The difficulty of a task depends on a range of factors including the previous experience of the learner, the complexity of the task, the language required to undertake the task, and the degree of support available.
TBLT makes an important distinction between target tasks, which students must accomplish beyond the classroom, and pedagogical tasks, which form the nucleus of the classroom activity. Target tasks are not unlike the functions of language that are listed in Notional-Functional Syllabuses. However, they are much more specific and more explicitly related to classroom instruction. If, for example, “giving personal information” is a communicative function for language, then an appropriately stated target task might be “giving personal information in a job interview”. Notice that the task specifies a context. Pedagogical tasks include any of a series of techniques designed ultimately to teach students to perform the target task; the climacticpedagogical task actually involves students in some forms of simulation of the target task itself (say, through a role-play simulation in which certain roles are assigned to pairs of learners).
Pedagogical tasks are distinguished by their specific goals that point beyond the language classroom to the target task. They may, however, include both formal and functional techniques. A pedagogical task designed to teach students to give personal information in a job interview might, for example, involve:
• Exercises in comprehension of wh- questions with do- insertion (“When do you work at Macy’s?”);
• Drills in the use of frequency adverbs (“I usually work until five o’clock.”);
• Listening to extracts of job interviews;
• Analyzing the grammar and discourse of the interviews;
• Modeling an interview: teacher and one student;
• Role-playing a simulated interview: students in pairs.
While you might be tempted to consider only the climactic task as the one fulfilling the criterion of pointing beyond the classroom to the real world, all of the techniques build toward enabling the students to perform the final technique.
A task-based curriculum, then, specifies what a learner needs to do with the English language in terms of target tasks and organizes a series of pedagogical tasks intended to reach those goals. Be careful that you do not look at task-based teaching as a hodge-podge of useful little things that the learner should be able to do, all thrown together haphazardly into the classroom. In fact, a distinguishing feature of task-based curricula is their insistence on pedagogical soundness in the development and sequencing of tasks. The teacher and curriculum planner are called upon to consider carefully the following dimensions of communicative tasks:
• Goal;
• Input from the teacher;
• Techniques;
• The role of the teacher;
• The role of the learner;
• Evaluation.
In TBI, the priority is not the bits and pieces of language, but rather the functional purposes for which language must be used. While Content-Based Instruction focuses on subject-matter content, Task-Based Instruction focuses on a whole set of real-world tasks themselves. Input for tasks can come from a variety of authentic sources:
• Speeches
• Conversations
• Narratives
• Public announcements
• Cartoon strips
• Letters
• Poems
• Directions
• Invitations
• Textbooks
• Interviews
• Oral descriptions
• Media extracts
• Games and puzzles
• Photos
• Diaries
• Songs
• Telephone directories
• Menus
• Labels
And the list goes on and on. The pedagogical task specifies exactly what learners will do with the input and what the respective roles of the teacher and learners are. The evaluation thereof forms an essential component that determines its success and offers feedback for performing the task again with another group of learners at another time.

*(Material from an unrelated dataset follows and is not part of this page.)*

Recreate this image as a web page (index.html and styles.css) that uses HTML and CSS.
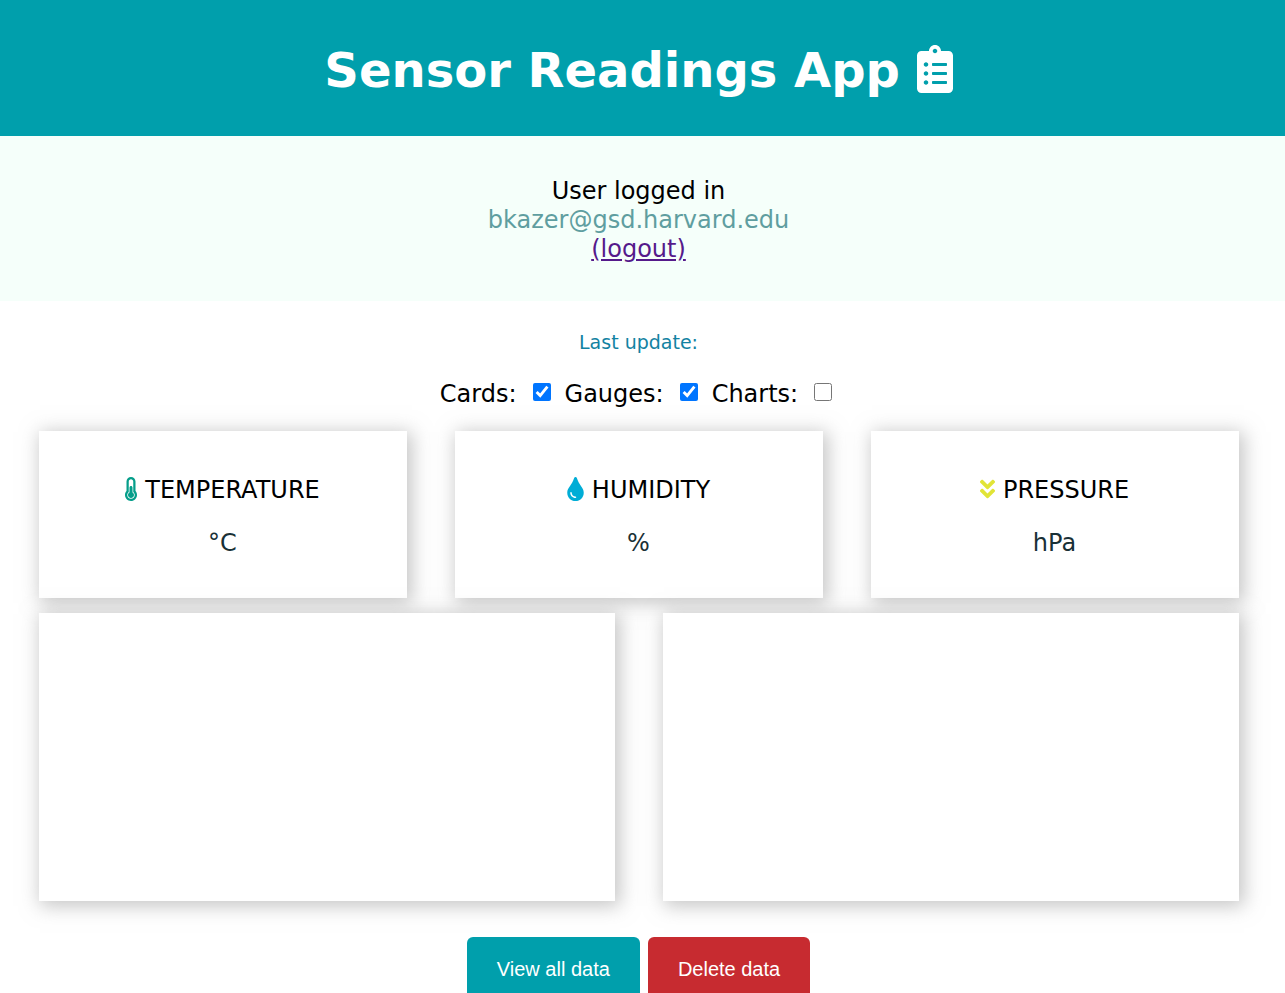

Task-based curricula differ from Content-Based, Theme-Based, and Experiential Instruction in that the course objectives are somewhat more language-based. While there is an ultimate focus on communication and purpose and meaning, the goals are linguistic in nature. They are not linguistic in the traditional sense of just focusing on grammar or phonology; but by maintaining the centrality of functions like greeting people, expressing opinions, requesting information, etc., the course goals center on learners’ pragmatic language competence.
So we have in task-based teaching a well-integrated approach to language teaching that asks you to organize your classroom around those practical tasks that language users engage in “out there” in the real world. These tasks virtually always imply several skill areas, not just one, and so by pointing toward tasks, we disengage ourselves from thinking only in terms of the separate four skills. Instead, principles oflistening, speaking, reading, and writing become appropriately subsumed under the rubric of what it is our learners are going to do with this language.
There are a number of different interpretations in the literature on what, exactly, a task is. What these various understandings all emphasize, however, is the centrality of the task itself in a language course and, for task-based teaching as an overall approach, the importance of organizing a course around communicative tasks that learners need to engage in outside the classroom. Peter Skehan’s (1998a: 95) capsulization of a task as an activity in which:
• Meaning is primary;
• There is some communication problem to solve;
• There is some sort of relationship to comparable real-world activities;
• Task completion has some priority;
• The assessment of the task is in terms of outcome.
(Brown, 2001)
Summary of interpretation on Task-Based Instruction
Task-Based Instruction (TBI) means the hundred and one things people do in a real life. It has a particular objective, appropriate content, a specified working procedures/process; based on a range of outcomes the learners undertake the task. It focuses on meaning rather than form in a real context through comprehending, manipulating, producing, interacting, the process of thoughts in pairs or groups. The product can be observable in the oral way or written form.